Roberto Cortez, 41, a union carpenter, walked off the job on a downtown condo tower along with about 20 co-workers to join the rally.

“Our bosses understand what’s going on and support us,” Cortez said, also pointing out he’s not getting paid. “We’re here to support immigrants, humanity. We don’t need to live in hate, fear. Everyone wants to come to make a living. Everyone needs to get a chance. We all need a chance.”

Ald. Ameya Pawar (47th) told of being a first-generation American and how his parents had come here 45 years ago to escape poverty.

“That’s why people from around the world come to the United States — it’s because it’s aspirational, because it’s a place where you can get ahead,” Pawar said. “But when we elect a demagogue, someone who pits one group of working people against [another group] . . . all we end up doing is fighting each other over scraps, and that’s got to change.”

Chef and restaurateur Rick Bayless announced on Facebook that he closed four of his Chicago restaurants on Thursday in a show of solidarity for immigrants’ rights.

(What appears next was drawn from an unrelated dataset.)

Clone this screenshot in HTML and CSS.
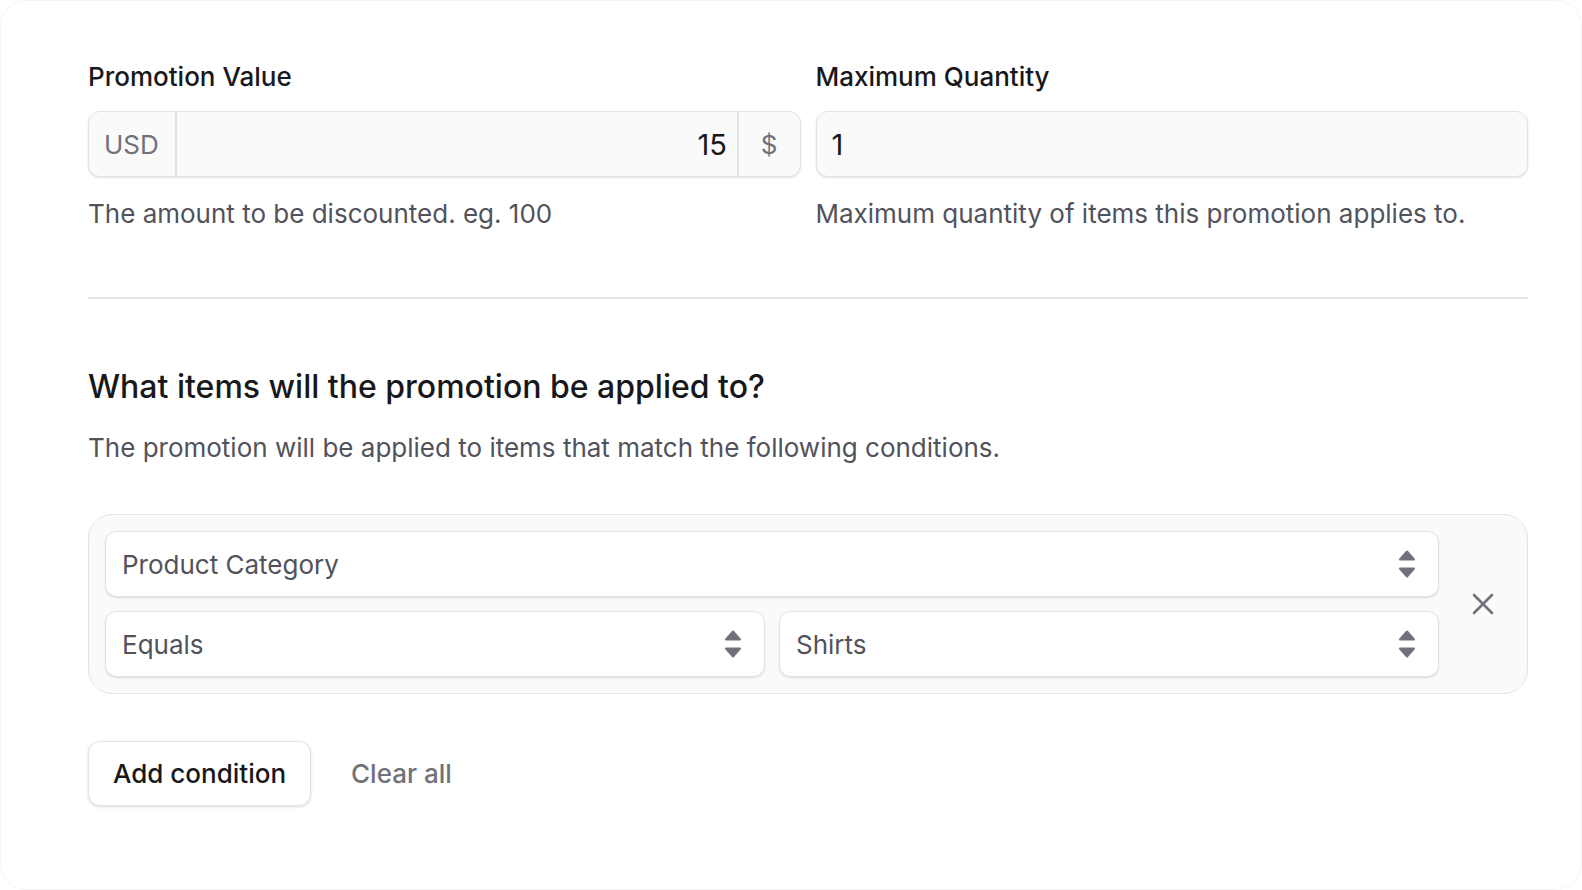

Closed for the day were Frontera Grill, Topolobampo, Xoco and Fonda Frontera.

Anticipating that the rally might affect the schools today, Chicago Public Schools’ Chief Education Officer Janice Jackson sent a note to parents on Wednesday.

“Every CPS school will welcome all children, regardless of their race, ethnicity or country of origin, and create a safe and affirming environment where those students can learn. We believe that every child has the absolute right to a quality education, which is why we want to see all students in school every day, including this Thursday,” the note read.

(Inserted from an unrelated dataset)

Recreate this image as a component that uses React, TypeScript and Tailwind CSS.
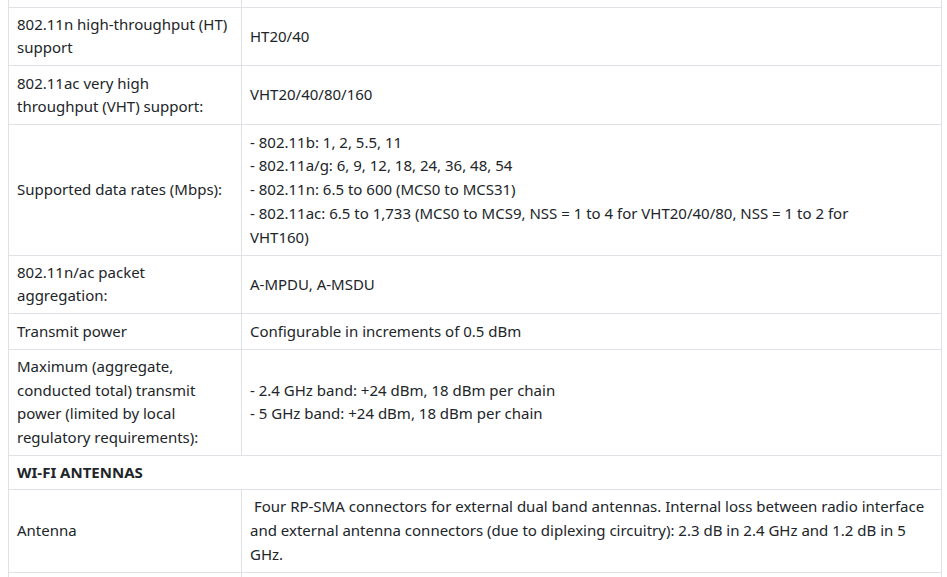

“We commend students and families for supporting the issues they believe in, but hope that all parents will choose to send their children to school tomorrow so that they can continue receiving the education that will prepare them to become our country’s next generation of leaders. If students are absent from school, their absences will be considered unexcused against their attendance records, unless their absences are related to illness, a doctor’s visit, etc.”

Meanwhile, records show that most of the undocumented people arrested in raids by immigration officials in five cities last week were not the violent criminals Trump has vowed to target for deportation.

U.S. Immigration and Customs Enforcement officials based in Chicago arrested 239 people in the raids, tops in the country. But more than a quarter — 72 — did not have a criminal background, according to a letter from ICE officials to Democratic members of the U.S. House who requested the data.

The most serious offense for 65 others was a DUI, and 18 had been found guilty only of traffic offenses.

The breakdown was similar in other cities.

“ICE regularly conducts these types of targeted enforcement operations and has for many years,” said the letter to the House Democrats.